Furthermore, if we agree the assets and securities being traded carry long-term risks of value diminution, why don’t we extract protection directly from the sellers of those assets? After all, the seller of a house, a mortgage portfolio, or a common stock share has absolutely no continuing exposure to the potential future reduction in value of that asset, and they typically make a lot more money off the sale than the banker who arranged the transaction. Outrageous! If we want to protect the financial economy from panics, crises, and destruction of value, why don’t we “incentivize” all sellers of financial assets not to sell any assets which have a risk of declining in value in the future? That’ll simplify things, mightily.
This is, and remains, nonsense. There are vast swathes of our global economy where people earn a living conducting transactions in which their pay has no long-term vesting mechanism even though those very transactions have substantial long-term economic risk to their participants.
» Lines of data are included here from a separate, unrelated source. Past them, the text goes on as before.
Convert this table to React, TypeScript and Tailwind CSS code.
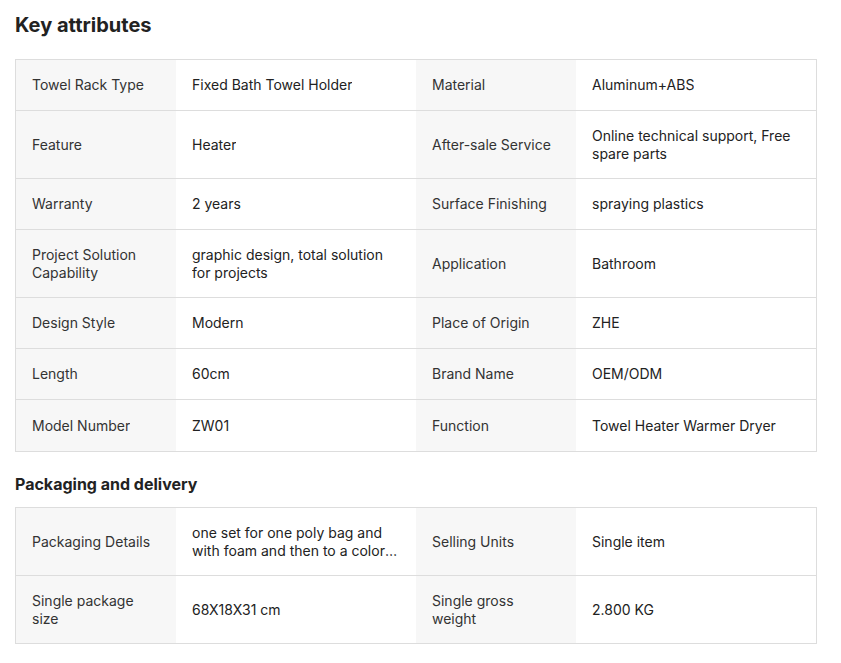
const keyAttributes: [string, string][] = [
  ["Towel Rack Type", "Fixed Bath Towel Holder"],
  ["Material", "Aluminum+ABS"],
  ["Feature", "Heater"],
  ["After-sale Service", "Online technical support, Free spare parts"],
  ["Warranty", "2 years"],
  ["Surface Finishing", "spraying plastics"],
  ["Project Solution Capability", "graphic design, total solution for projects"],
  ["Application", "Bathroom"],
  ["Design Style", "Modern"],
  ["Place of Origin", "ZHE"],
  ["Length", "60cm"],
  ["Brand Name", "OEM/ODM"],
  ["Model Number", "ZW01"],
  ["Function", "Towel Heater Warmer Dryer"],
]

const packaging: [string, string][] = [
  ["Packaging Details", "one set for one poly bag and with foam and then to a color box, 10pcs/carton"],
  ["Selling Units", "Single item"],
  ["Single package size", "68X18X31 cm"],
  ["Single gross weight", "2.800 KG"],
]

function AttrTable({ items }: { items: [string, string][] }) {
  const rows: [string, string][][] = []
  for (let i = 0; i < items.length; i += 2) rows.push(items.slice(i, i + 2))

  return (
    <div className="w-[802px] border border-[#dddddd]">
      {rows.map((row, r) => (
        <div
          key={r}
          className={`grid grid-cols-[160px_240px_160px_240px] min-h-[51px] ${r < rows.length - 1 ? "border-b border-[#dddddd]" : ""}`}
        >
          {row.map(([label, value]) => (
            <div key={label} className="contents">
              <div className="bg-[#f7f7f7] px-4 py-4 flex items-center text-[#333333]">
                <span className="line-clamp-2">{label}</span>
              </div>
              <div className="px-4 py-4 flex items-center text-[#222222]">
                <span className="line-clamp-2">{value}</span>
              </div>
            </div>
          ))}
        </div>
      ))}
    </div>
  )
}

export default function App() {
  return (
    <div
      className="bg-white min-h-screen px-[15px] pt-[11px] text-sm leading-[17.5px]"
      style={{ fontFamily: "Inter, 'Noto Sans', sans-serif" }}
    >
      <h2 className="text-[20px] leading-[28px] font-bold text-[#222222] mb-[20px]">Key attributes</h2>
      <AttrTable items={keyAttributes} />

      <h3 className="text-[16px] leading-[24px] font-bold text-[#222222] mt-[20px] mb-[11px]">
        Packaging and delivery
      </h3>
      <AttrTable items={packaging} />
    </div>
  )
}
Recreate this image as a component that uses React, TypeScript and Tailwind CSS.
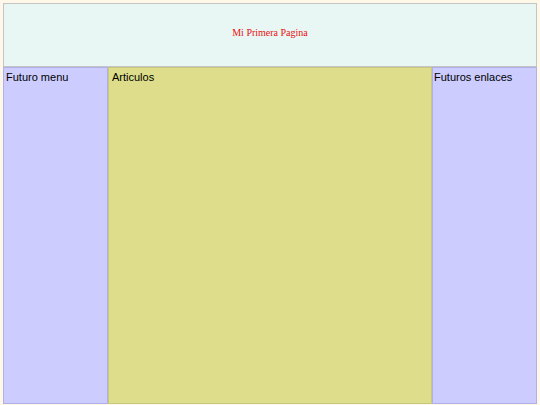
export default function App() {
  return (
    <div className="min-h-screen bg-[#fff8e8] p-[3px]" style={{ fontFamily: '"Liberation Sans", Arial, sans-serif' }}>
      {/* Cabecera */}
      <header className="flex h-[64px] items-center justify-center border border-[#c4c4c4] bg-[#e8f7f4] pb-[6px]">
        <h1 className="text-[10px] text-[#e81010]" style={{ fontFamily: '"Liberation Serif", "Times New Roman", serif' }}>
          Mi Primera Pagina
        </h1>
      </header>

      <div className="flex h-[337px]">
        <nav className="w-[105px] border border-[#b0b0e8] bg-[#ccccff] px-[2px] pt-[2px] text-[11px] leading-[14px] text-black">
          Futuro menu
        </nav>
        <main className="flex-1 border border-[#c8c880] bg-[#dddd8b] px-[3px] pt-[2px] text-[11px] leading-[14px] text-black">
          Articulos
        </main>
        <aside className="w-[105px] border border-[#b0b0e8] bg-[#ccccff] px-[1px] pt-[2px] text-[11px] leading-[14px] text-black">
          Futuros enlaces
        </aside>
      </div>
    </div>
  );
}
Wall Street, frankly, is one place where it does, through the cleverly designed market mechanism of deferred compensation tied primarily to the stock price of the individual banker’s employer.
Until and unless the economists of the world propose to set up a compensation scheme wherein their current compensation is deferred until we have had the opportunity to judge the correctness and efficacy of their economic forecasts and policy proposals over some multi-year time period, I will consider such proposals as these as no more than empty posturing.